May 09, 1913 - December 06, 2002
Elisabeth Ostermeier Elisabeth Ostermeier 

Elisabeth Ostermeier, née Gottschalk, trained as a sales clerk at a production cooperative’s butchery, having left school at the age of 14. She would have liked to be a teacher but her family could only afford to send her brother to high school. She joined the Red Falcons and the Young Socialist Workers (SAJ) at 13, followed by the SPD in 1931. Her parents were both active Social Democrats. Elisabeth Ostermeier worked as a sales clerk in the production cooperative until she was dismissed by the National Socialists in 1933. In December of that year, she found work in the bakery owned by Ernst Tessloff, a Social Democrat and former editor of the Harburger Volksblatt.
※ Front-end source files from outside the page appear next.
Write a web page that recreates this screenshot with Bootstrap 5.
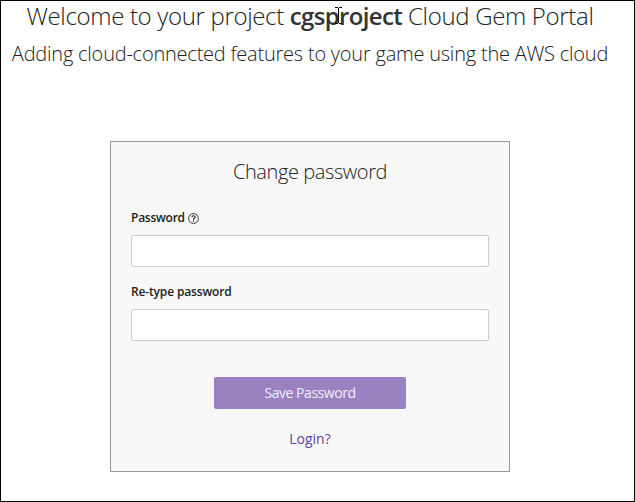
<!DOCTYPE html>
<html lang="en">
<head>
<meta charset="utf-8">
<meta name="viewport" content="width=device-width, initial-scale=1">
<title>Cloud Gem Portal</title>
<link rel="stylesheet" href="https://cdn.jsdelivr.net/npm/bootstrap@5.3.0/dist/css/bootstrap.min.css">
<style>
body { font-family: "Open Sans", "Noto Sans", sans-serif; color: #222; background: #fff; }
.portal { height: 502px; border: 1px solid #000; padding-right: 15px; overflow: hidden; }
.portal-title { font-size: 24px; line-height: 30px; font-weight: 300; margin: 0; letter-spacing: -.33px; }
.portal-title strong { font-weight: 600; color: #333; letter-spacing: -.65px; }
.title-end { letter-spacing: -.32px; }
.portal-sub { font-size: 20px; line-height: 28px; font-weight: 300; margin: 9px 0 0; letter-spacing: -.22px; }
.login-box { width: 400px; height: 331px; margin-top: 73px; padding: 15px 20px 0; background: #f8f8f8; border: 1px solid #999; }
.login-head { font-size: 20px; line-height: 30px; font-weight: 300; margin: 0 0 22px; letter-spacing: -.4px; }
.field-label { font-size: 12px; line-height: 18px; font-weight: 600; margin: 0 0 8px; letter-spacing: -.15px; }
.label-tip { letter-spacing: -.25px; gap: 3px; }
.field-box { height: 32px; border: 1px solid #ccc; border-radius: 2px; padding: 4px 8px; }
.btn-save { width: 192px; height: 32px; margin-top: 36px; padding: 0; line-height: 32px; font-size: 14px; letter-spacing: -.46px; border: 0; border-radius: 2px; background: #9981c2; color: #f2eef8; }
.login-link { margin-top: 20px; font-size: 14px; line-height: 20px; color: #6441a5; }
.text-cursor { left: 44px; top: 8px; }
</style>
<script src="https://cdn.jsdelivr.net/npm/bootstrap@5.3.0/dist/js/bootstrap.bundle.min.js"></script>
</head>
<body>
<main class="portal d-flex flex-column align-items-center text-nowrap">
  <h1 class="portal-title">Welcome to your project <strong class="position-relative">cgsproject<svg class="text-cursor position-absolute" width="9" height="17" viewBox="0 0 9 17" fill="none" stroke="#000" shape-rendering="crispEdges"><path d="M1 .5h3M5 .5h3M4.500 1v15M1 16.500h3M5 16.500h3"/></svg></strong> <span class="title-end">Cloud Gem Portal</span></h1>
  <p class="portal-sub">Adding cloud-connected features to your game using the AWS cloud</p>
  <form class="login-box d-flex flex-column">
    <h2 class="login-head text-center">Change password</h2>
    <div>
      <label class="field-label label-tip d-flex align-items-center" for="pw"><span>Password</span>
        <svg width="11" height="11" viewBox="0 0 11 11" fill="none" stroke="#222"><circle cx="5.500" cy="5.500" r="4.900" stroke-width=".9"/><path d="M3.900 4.300C4 2.200 7.200 2.300 7.100 4.200C7.100 5.300 5.500 5.200 5.500 6.700M5.500 7.500v1.200" stroke-width="1.200"/></svg>
      </label>
      <input id="pw" type="password" class="form-control field-box">
    </div>
    <div class="mt-3">
      <label class="field-label d-block" for="pw2">Re-type password</label>
      <input id="pw2" type="password" class="form-control field-box">
    </div>
    <button type="button" class="btn btn-save align-self-center">Save Password</button>
    <a href="#" class="login-link text-decoration-none align-self-center">Login?</a>
  </form>
</main>
</body>
</html>
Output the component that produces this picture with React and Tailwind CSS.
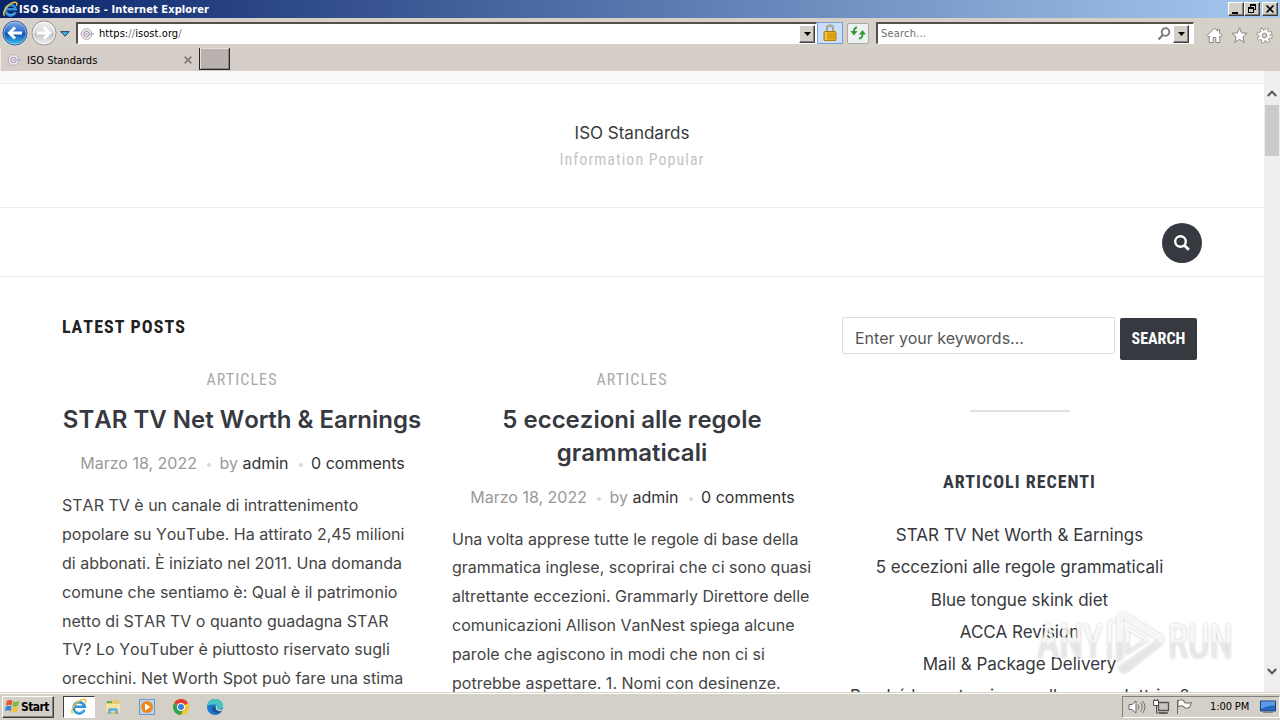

Tessloff organized the Social Democratic resistance in Hamburg-Harburg from the bakery. Elisabeth Ostermeier got her driving license during this time, and used a bakery van to deliver bread and illegal SPD publications to Social Democrat customers. She married in 1935 and moved to Minden with her husband. She was arrested on December 18, 1936, and put into Hildesheim prison for several months. Her activities had been betrayed. After World War II, Elisabeth Ostermeier was a member of the first Hamburg city parliament, representing the SPD. She held her seat for 32 years.